Patrick Mohr ha entendido muy bien esto, de ahí que los actores cambien frecuentemente de roles: lo masculino/femenino alterna, se funde, se disuelve y retoma, no siguiendo una moda con frecuencia injustificada a la que tiende la escena cubana últimamente, sino procurando una esencia ontológica que respira la escritura de principio a fin.
Y los actores y trovadores responden a ello con una ductilidad y una energía apreciables, más allá de las barbas postizas y reales, que acaso son un guiño a ciertos estereotipos genéricos de los que constantemente se está burlando la puesta; una nómina literalmente internacional —e interprovincial— asume durante casi dos horas los muchos personajes que desfilan por el escenario, recordándonos también el carácter universal de los conflictos que representan: cubanos que viven en Suiza o que de allí han venido, como el director; se trate de una senegalesa, matanceros, habaneros o de Villa Clara, en escena solo hay hombres y mujeres prestando sus voces y gestos a otros tantos congéneres de cualquier lar.
Amanda Cepero (La extranjera) vuelve a demostrar tanto su garra histriónica como sus potencialidades vocales, que pasean del registro medio al grave con soltura y destreza. Cathy Sarr e Iyaima Martínez conforman con ella una tríada madura y sólida.
Jorge Enrique Caballero aplica a su mudo toda la fuerza gestual y mímica que suple admirablemente su simbólica ausencia de voz; los músicos y cantantes Lien Rodríguez, Rey Pantoja y Roly Berrío no solo asumen los importantes segmentos musicales con gracia y conocimiento de causa, sino que no desentonan en lo propiamente actoral.
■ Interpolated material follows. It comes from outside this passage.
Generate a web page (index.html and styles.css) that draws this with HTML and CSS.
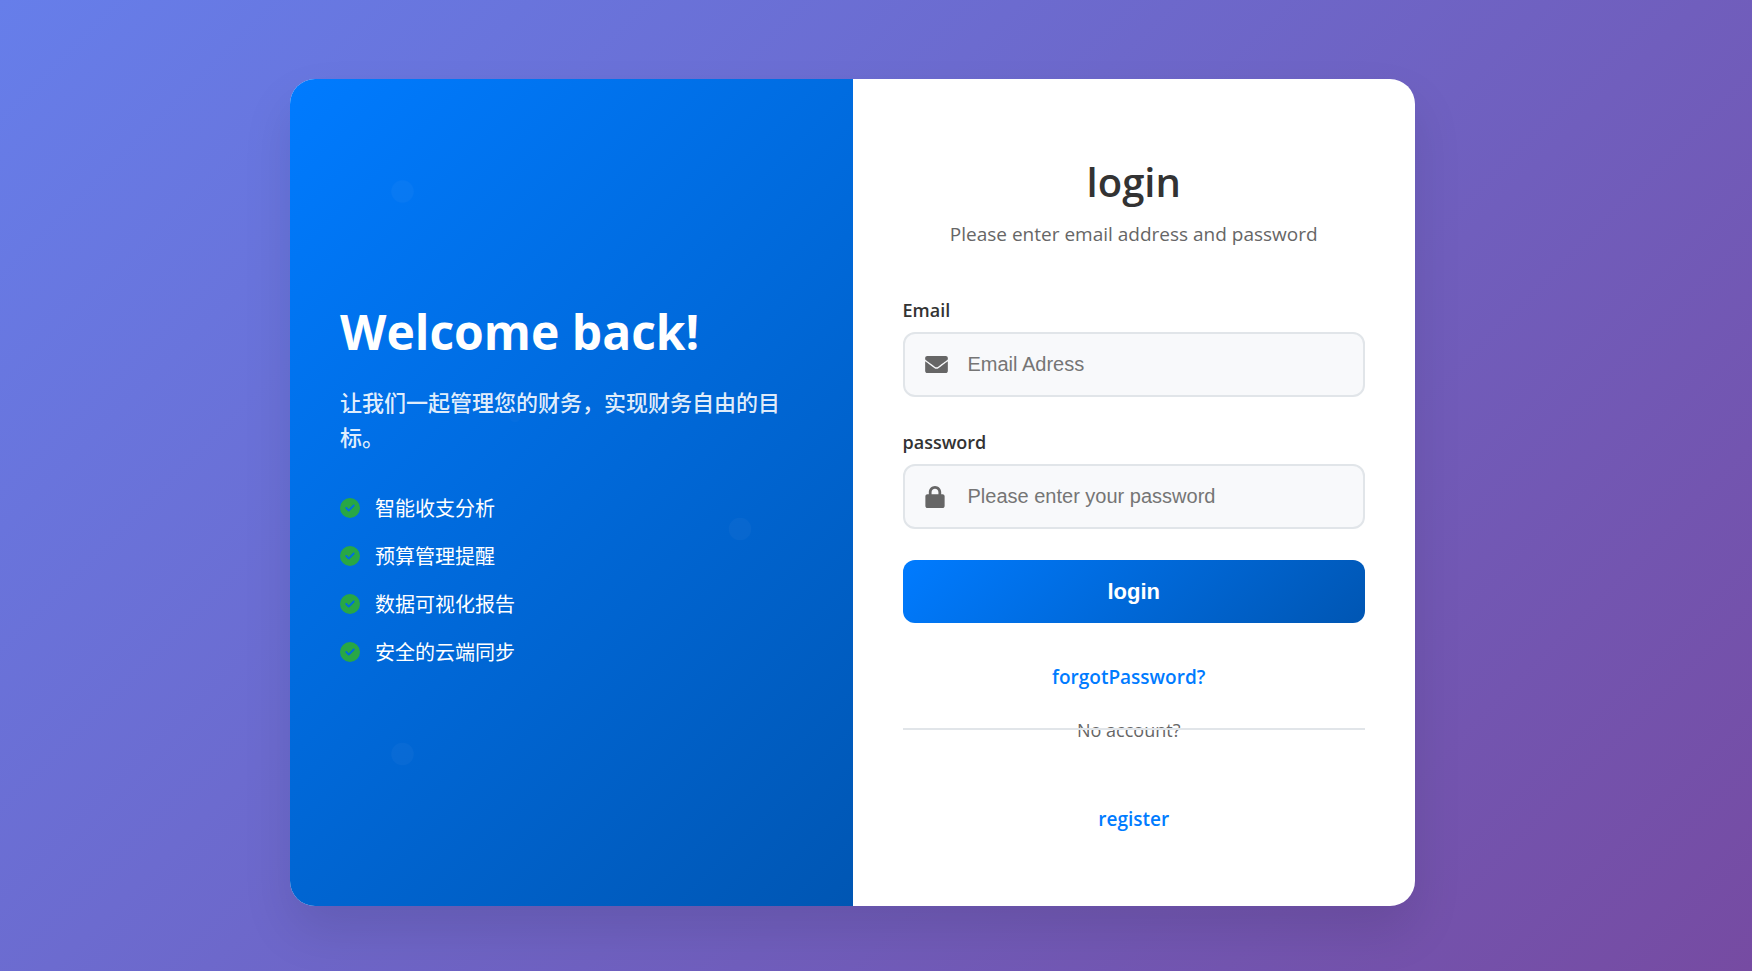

Sin embargo, la dirección debe reforzar el desempeño del jovencito Yandi González, quien no solo dice sus parlamentos demasiado rápido sino que mal pronuncia ciertos infinitivos mediante el habitual error de sustituir erres por eles («querel», «soñal»…), sobre todo teniendo en cuenta que interpreta nada menos que a un poeta.
Por otra parte, hay escenas donde las luces de Michel Faure, generalmente atinadas, pudieran contribuir con mayor imaginación al diseño de estados anímicos y temporales.
Los machos llorones es un feliz acontecimiento en la temporada teatral de fin de año, aunque clasifica entre lo más notable dentro de estos 12 meses que ya van finalizando. Ojalá Teatro Spirale se decida a estrenar entre nosotros con frecuencia aún mayor.